Problems with no apparent cause really drive me up the wall. A customer called me with an issue that had no rhyme or reason for existing. A group of phones at one site were not able to make outbound calls. They were receiving calls from the PRI and were able to call other extensions with no problems. Other phones that were using the same route patterns and gateways were able to call with no issues. Troubleshooting the route pattern at the phone showed the digits landing on the gateway but a fast busy right after that. It wasn’t until I drilled into things with my new favorite command debug isdn q931 that I found the real problem. It looked something like this (numbers obscured):
Calling Party Number i = 0x0081, 'XXXX' Plan:Unknown, Type:Unknown Called Party Number i = 0x80, 'XXXXXXXXXXX' Plan:Unknown, Type:Unknown Sending Complete ISDN Se0/0/0:23 Q931: RX <- RELEASE_COMP pd = 8 callref = 0x9F Cause i = 0x82E404 - Invalid information element contents
Hmmm. Guess it’s off to Google.

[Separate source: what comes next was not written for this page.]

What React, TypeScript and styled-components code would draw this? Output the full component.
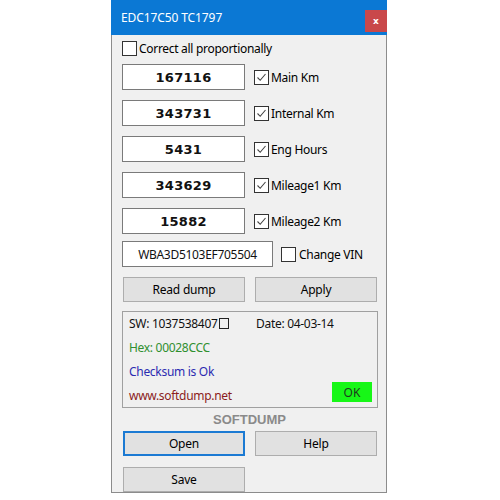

Then I found this post from the Cisco VOIP Mailing list. And after implementing a quick fix, everything turned out fine. So what happened?
This particular site was the first time I used this excellent guide on rewriting outbound caller ID with Calling Party Transform Masks as opposed to doing it on the Route Lists or the Route Patterns. In my haste to import all the phones, I missed a critical group of phones in my transform mask set. As such, they weren’t sending a full 10-digit number to the PRI and the provider was rejecting the call. I’ve never had this happen before, as I see customers that only send 4 digits to the PSTN sometimes. I can see the allure of not allowing less than 10 digits on the PRI as a final check to ensure your station ID is correct for things like emergency services and I like that idea a lot better than the provider just overwriting your station ID without warning.
In the end, all is well and I now know where to track the issue down again. Hopefully others might find this post enlightening.